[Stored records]
# # #
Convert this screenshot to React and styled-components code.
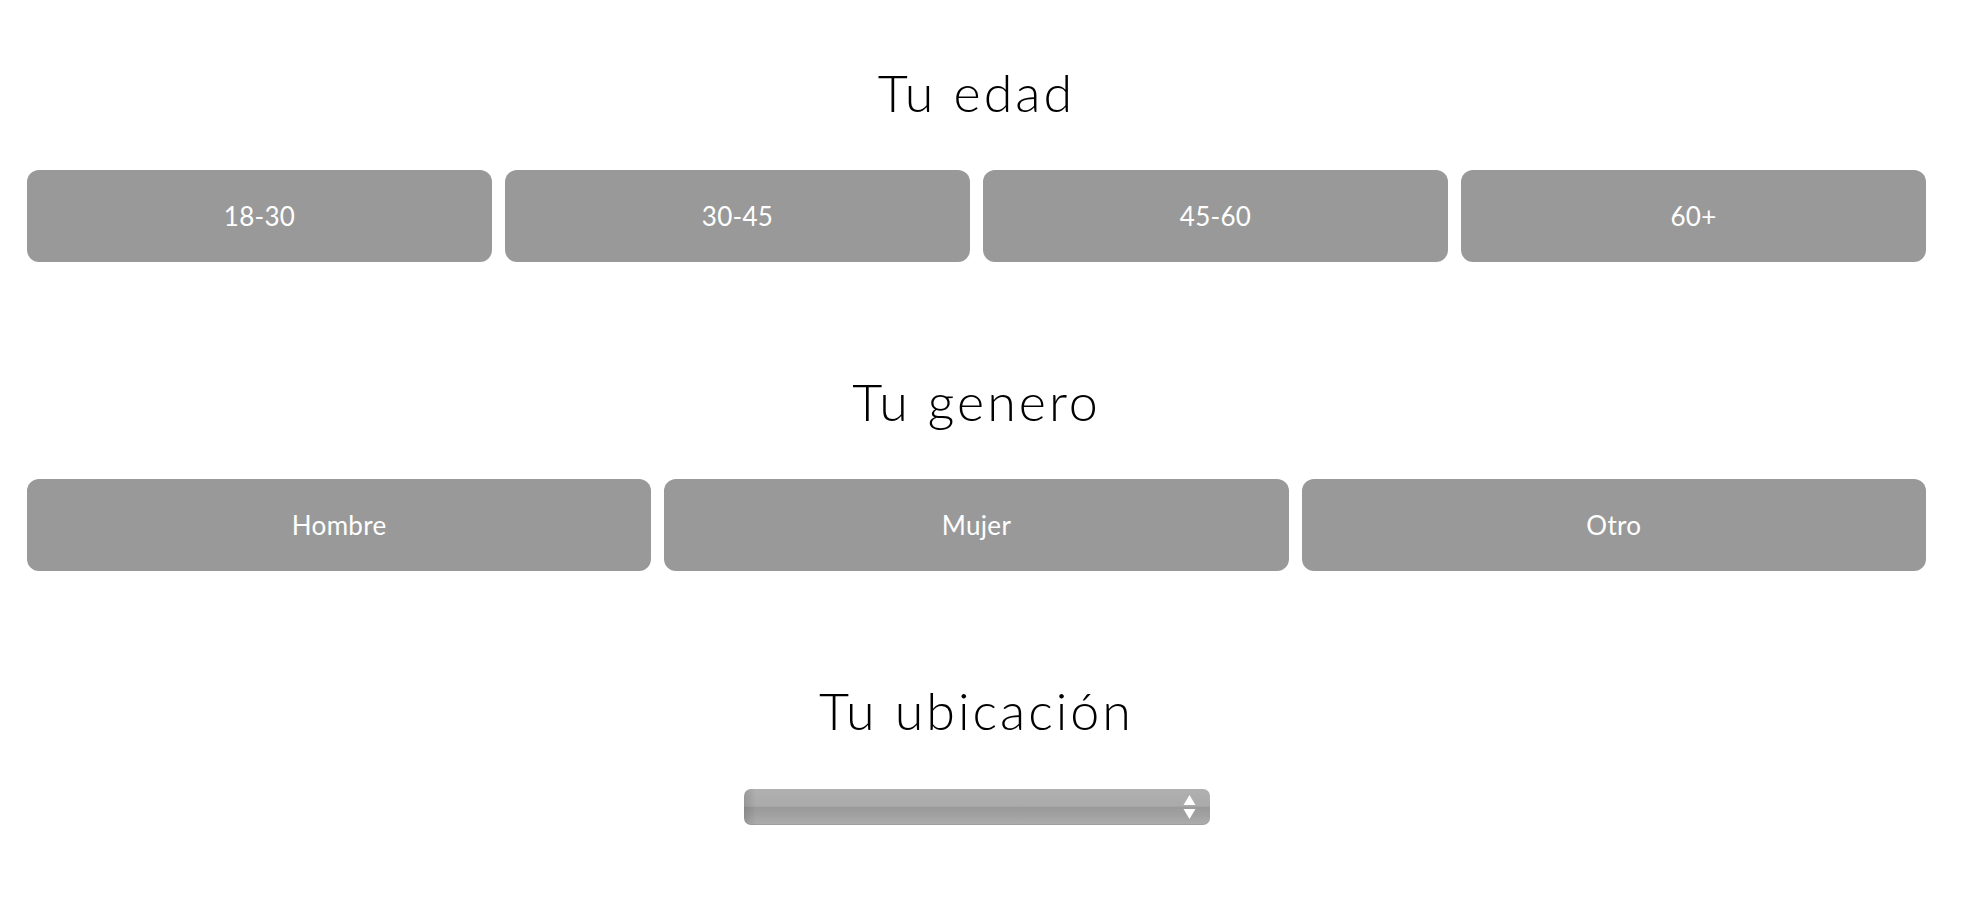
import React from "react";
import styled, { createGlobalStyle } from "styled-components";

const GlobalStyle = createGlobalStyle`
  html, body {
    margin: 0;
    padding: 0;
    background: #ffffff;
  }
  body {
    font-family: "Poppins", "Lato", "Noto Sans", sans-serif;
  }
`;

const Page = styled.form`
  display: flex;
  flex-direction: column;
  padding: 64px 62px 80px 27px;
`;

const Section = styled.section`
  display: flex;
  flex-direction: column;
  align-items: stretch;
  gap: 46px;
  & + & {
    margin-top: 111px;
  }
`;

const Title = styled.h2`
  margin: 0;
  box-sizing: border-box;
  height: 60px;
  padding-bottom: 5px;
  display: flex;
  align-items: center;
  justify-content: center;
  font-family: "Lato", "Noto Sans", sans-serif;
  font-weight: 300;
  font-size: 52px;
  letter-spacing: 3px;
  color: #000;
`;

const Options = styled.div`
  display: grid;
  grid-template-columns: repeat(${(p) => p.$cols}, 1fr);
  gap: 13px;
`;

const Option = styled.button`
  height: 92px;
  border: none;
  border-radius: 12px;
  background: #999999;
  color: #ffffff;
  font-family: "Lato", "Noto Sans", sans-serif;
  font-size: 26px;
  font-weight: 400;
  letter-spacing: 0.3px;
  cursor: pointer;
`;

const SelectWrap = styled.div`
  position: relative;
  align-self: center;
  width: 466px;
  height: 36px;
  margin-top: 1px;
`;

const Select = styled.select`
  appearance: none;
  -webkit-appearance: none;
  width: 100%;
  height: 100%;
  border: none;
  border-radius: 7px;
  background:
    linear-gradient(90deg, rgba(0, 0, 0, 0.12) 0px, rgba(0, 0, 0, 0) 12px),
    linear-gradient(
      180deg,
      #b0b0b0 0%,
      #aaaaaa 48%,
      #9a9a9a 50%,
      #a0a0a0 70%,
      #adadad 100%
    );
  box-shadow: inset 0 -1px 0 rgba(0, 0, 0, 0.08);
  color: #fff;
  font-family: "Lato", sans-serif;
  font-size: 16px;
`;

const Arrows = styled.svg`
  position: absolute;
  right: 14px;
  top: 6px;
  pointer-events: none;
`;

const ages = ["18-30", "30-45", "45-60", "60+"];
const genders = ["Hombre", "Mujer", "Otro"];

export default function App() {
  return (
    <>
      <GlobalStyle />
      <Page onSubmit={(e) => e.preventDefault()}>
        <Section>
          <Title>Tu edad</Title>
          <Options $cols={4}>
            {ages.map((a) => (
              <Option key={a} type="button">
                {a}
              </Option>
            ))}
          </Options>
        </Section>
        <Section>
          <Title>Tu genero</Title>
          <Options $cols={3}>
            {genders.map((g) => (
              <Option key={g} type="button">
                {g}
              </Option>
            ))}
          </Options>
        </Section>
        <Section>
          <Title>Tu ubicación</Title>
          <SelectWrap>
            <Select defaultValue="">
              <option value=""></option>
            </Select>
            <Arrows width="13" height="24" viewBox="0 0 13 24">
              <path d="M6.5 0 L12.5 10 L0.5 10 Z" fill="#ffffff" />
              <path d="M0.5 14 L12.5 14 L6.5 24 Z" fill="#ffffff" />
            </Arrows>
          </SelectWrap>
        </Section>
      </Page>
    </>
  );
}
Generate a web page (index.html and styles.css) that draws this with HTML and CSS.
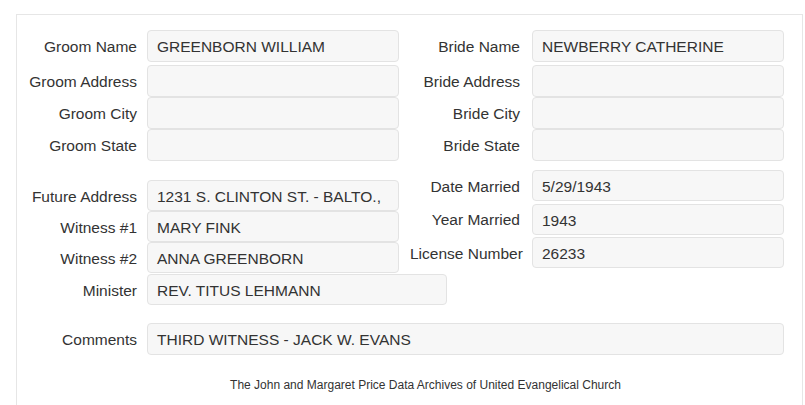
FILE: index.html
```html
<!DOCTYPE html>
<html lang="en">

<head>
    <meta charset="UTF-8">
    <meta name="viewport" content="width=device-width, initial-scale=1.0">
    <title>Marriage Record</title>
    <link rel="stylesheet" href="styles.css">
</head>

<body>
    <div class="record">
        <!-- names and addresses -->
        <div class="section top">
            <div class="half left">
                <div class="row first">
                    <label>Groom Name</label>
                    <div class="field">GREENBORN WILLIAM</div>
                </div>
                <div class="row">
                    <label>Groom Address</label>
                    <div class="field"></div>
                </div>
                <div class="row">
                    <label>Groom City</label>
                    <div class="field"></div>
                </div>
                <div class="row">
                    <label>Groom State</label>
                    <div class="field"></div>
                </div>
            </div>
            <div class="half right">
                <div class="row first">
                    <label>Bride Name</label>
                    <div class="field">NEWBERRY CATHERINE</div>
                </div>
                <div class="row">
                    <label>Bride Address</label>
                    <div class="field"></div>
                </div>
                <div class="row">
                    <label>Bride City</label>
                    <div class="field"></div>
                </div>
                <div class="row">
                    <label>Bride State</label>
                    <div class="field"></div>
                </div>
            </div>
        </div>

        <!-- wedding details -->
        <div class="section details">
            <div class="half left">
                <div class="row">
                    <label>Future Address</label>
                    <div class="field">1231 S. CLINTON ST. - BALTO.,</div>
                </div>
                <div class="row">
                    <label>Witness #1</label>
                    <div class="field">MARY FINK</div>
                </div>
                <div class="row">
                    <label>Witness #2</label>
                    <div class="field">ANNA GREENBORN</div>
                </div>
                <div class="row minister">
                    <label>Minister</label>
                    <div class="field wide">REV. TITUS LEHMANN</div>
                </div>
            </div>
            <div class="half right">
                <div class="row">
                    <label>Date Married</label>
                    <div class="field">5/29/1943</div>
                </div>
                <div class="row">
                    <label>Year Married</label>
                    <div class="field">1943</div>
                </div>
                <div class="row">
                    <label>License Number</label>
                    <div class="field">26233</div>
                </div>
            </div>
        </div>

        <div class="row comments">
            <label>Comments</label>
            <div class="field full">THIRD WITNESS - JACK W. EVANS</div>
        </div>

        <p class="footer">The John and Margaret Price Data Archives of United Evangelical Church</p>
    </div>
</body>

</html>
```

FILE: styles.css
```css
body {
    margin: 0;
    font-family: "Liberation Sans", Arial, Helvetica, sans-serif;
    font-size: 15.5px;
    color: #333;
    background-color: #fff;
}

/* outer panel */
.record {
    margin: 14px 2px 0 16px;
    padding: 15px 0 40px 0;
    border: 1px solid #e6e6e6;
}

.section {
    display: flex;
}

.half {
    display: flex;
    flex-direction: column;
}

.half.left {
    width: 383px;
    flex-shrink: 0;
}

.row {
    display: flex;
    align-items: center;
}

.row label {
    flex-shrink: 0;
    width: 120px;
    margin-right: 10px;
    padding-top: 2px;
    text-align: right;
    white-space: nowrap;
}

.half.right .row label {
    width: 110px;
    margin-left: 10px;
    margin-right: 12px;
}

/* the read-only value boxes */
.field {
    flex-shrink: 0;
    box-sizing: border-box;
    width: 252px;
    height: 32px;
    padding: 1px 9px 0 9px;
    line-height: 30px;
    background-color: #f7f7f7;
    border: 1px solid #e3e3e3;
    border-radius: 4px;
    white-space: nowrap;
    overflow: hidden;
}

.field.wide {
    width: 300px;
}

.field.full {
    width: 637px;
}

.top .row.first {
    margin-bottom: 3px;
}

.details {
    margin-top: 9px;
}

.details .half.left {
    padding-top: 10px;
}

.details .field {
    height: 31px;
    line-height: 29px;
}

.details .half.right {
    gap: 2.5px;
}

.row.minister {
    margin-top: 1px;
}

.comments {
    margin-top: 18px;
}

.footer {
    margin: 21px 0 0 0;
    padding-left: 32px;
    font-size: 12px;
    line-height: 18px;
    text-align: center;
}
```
# # #
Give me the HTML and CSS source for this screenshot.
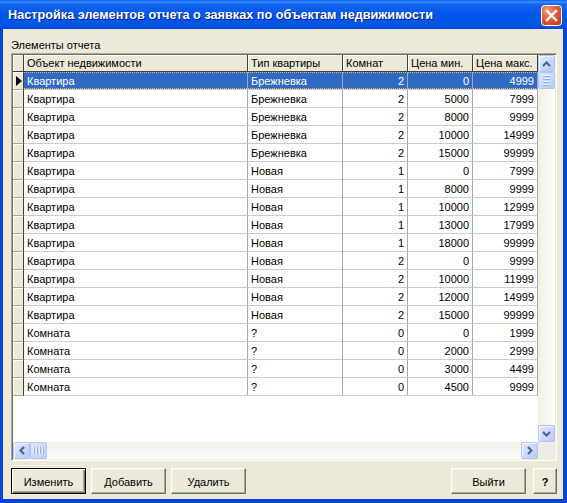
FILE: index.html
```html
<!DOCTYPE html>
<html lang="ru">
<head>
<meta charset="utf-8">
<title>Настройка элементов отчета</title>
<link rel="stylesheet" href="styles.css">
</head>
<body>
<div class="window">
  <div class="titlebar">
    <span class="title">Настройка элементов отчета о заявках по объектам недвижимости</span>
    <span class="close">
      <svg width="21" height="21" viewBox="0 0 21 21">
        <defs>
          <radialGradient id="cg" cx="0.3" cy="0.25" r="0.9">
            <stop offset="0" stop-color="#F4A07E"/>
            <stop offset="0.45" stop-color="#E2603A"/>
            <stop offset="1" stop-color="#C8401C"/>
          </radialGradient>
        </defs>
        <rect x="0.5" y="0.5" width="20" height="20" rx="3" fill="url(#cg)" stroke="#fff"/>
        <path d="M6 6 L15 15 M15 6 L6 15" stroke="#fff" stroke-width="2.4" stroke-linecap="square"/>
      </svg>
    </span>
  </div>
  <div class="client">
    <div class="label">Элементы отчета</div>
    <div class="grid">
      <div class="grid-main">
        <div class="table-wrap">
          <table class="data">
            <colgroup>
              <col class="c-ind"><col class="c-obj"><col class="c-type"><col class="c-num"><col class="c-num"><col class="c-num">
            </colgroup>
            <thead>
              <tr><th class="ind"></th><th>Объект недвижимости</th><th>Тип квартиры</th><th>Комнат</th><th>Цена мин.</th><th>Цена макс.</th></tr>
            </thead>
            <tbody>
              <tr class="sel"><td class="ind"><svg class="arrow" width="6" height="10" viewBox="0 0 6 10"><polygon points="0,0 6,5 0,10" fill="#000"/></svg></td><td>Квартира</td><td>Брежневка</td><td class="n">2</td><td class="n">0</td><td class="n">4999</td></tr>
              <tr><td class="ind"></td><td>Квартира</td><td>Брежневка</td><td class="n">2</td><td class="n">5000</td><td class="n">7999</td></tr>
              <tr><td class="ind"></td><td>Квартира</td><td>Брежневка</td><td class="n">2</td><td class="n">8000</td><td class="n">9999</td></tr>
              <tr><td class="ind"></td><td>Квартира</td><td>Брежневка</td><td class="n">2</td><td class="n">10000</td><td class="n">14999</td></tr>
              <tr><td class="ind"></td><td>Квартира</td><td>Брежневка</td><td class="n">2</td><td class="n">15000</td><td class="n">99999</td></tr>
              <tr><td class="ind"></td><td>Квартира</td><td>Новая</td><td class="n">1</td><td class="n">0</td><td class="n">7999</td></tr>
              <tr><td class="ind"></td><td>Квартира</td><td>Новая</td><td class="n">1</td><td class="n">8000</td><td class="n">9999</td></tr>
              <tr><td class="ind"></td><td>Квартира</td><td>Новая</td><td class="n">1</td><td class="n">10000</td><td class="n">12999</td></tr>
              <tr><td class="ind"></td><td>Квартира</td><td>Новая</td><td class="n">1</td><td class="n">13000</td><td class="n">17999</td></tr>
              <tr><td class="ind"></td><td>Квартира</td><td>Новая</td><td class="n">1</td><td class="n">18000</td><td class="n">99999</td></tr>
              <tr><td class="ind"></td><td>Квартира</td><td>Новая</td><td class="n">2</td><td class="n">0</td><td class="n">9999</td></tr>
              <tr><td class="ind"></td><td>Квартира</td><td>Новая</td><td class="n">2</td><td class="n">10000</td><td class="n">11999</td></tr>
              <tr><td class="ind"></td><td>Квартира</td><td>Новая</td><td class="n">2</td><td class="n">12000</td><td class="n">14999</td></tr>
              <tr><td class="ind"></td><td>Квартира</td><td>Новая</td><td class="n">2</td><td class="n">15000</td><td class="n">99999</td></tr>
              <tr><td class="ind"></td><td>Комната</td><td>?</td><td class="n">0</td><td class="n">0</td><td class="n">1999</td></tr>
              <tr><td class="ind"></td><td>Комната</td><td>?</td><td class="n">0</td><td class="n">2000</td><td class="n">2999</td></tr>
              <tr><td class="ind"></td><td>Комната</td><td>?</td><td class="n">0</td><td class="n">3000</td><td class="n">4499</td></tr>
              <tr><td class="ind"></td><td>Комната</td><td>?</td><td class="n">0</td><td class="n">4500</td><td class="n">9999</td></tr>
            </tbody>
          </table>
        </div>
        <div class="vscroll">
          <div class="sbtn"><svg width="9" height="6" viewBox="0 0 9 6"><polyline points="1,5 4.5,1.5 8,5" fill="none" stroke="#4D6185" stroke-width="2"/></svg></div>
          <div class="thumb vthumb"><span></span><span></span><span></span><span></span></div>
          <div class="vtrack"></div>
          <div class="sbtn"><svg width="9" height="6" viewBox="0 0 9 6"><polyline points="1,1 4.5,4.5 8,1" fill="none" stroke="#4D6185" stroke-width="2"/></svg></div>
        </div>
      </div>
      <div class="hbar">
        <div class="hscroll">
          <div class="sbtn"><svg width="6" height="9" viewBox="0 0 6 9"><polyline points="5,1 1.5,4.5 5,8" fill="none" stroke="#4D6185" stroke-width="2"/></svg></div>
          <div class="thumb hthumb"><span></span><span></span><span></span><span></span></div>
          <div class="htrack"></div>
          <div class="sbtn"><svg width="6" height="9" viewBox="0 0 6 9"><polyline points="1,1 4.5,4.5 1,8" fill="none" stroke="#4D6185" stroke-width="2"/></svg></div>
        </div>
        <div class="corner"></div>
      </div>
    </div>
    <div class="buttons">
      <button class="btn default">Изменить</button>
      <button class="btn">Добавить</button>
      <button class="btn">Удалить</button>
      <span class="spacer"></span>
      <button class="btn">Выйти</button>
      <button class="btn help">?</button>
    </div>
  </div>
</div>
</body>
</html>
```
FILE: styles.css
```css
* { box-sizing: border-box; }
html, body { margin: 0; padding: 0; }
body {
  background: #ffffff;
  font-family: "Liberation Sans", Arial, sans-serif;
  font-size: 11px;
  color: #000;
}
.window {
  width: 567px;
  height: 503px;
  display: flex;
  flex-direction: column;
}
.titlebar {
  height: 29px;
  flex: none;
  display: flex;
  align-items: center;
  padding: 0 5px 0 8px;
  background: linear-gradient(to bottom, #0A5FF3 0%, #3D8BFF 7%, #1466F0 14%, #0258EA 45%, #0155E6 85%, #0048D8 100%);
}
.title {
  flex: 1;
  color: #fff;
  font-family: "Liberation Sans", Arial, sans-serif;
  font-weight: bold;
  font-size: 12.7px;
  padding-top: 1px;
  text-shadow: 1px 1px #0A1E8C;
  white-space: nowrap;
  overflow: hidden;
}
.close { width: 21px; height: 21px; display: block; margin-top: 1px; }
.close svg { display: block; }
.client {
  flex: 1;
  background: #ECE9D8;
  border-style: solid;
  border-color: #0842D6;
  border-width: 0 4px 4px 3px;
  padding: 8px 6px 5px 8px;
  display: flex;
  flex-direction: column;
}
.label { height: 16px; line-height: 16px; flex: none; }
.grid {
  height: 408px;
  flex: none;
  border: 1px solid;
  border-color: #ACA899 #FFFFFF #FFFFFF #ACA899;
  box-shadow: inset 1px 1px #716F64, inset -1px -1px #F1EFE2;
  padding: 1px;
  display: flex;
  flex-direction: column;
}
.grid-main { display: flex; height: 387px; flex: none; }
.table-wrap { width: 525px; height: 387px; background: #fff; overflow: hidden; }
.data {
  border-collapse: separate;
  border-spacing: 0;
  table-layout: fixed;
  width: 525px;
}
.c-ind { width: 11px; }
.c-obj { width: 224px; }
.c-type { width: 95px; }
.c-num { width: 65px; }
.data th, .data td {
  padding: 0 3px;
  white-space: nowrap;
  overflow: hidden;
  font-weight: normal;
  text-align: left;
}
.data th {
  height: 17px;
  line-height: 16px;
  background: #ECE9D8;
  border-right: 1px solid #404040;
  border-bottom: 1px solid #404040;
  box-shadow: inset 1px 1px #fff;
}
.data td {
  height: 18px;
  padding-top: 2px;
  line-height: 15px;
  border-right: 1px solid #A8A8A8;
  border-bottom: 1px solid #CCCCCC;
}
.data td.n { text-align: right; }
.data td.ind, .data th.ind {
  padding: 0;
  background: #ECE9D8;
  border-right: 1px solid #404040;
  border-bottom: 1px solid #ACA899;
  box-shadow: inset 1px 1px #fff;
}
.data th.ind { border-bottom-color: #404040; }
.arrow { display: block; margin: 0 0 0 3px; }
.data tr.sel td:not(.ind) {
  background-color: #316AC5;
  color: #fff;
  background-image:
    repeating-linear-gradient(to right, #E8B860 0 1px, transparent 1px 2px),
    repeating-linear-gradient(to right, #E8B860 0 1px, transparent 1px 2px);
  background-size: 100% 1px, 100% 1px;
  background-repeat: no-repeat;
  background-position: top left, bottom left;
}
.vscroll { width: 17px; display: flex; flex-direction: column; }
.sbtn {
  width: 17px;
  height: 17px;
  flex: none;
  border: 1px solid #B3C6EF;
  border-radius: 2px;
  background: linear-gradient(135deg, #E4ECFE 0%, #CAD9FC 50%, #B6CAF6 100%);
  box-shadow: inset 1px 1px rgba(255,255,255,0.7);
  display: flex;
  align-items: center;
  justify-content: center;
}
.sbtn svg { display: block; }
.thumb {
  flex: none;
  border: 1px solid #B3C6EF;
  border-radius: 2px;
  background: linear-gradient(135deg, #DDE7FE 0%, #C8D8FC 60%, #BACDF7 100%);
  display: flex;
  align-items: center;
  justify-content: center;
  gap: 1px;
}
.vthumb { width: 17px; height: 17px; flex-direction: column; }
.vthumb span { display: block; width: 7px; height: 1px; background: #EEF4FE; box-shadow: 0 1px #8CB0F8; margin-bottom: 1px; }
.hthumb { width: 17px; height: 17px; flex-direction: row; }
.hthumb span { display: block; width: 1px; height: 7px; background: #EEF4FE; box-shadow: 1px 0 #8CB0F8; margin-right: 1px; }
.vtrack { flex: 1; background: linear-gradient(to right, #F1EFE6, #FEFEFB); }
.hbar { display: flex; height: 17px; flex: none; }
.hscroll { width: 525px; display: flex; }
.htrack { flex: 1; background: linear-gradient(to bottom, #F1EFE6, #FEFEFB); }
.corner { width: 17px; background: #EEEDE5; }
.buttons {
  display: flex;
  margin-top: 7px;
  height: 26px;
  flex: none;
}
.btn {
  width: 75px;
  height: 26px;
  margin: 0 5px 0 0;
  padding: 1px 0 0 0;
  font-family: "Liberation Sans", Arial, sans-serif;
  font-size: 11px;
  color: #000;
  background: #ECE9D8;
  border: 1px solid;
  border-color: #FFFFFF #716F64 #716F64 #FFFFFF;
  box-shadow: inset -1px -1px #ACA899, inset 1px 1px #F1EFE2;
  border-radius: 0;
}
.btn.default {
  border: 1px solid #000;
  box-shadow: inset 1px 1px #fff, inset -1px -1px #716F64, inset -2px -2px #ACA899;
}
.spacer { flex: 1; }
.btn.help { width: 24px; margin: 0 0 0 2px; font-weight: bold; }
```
# # #
# Directive
Using the records above, gather all lines where the string "styled" is present.

# Completed exercise
Convert this screenshot to React and styled-components code.
import styled, { createGlobalStyle } from "styled-components";
const Page = styled.form`
const Section = styled.section`
const Title = styled.h2`
const Options = styled.div`
const Option = styled.button`
const SelectWrap = styled.div`
const Select = styled.select`
const Arrows = styled.svg`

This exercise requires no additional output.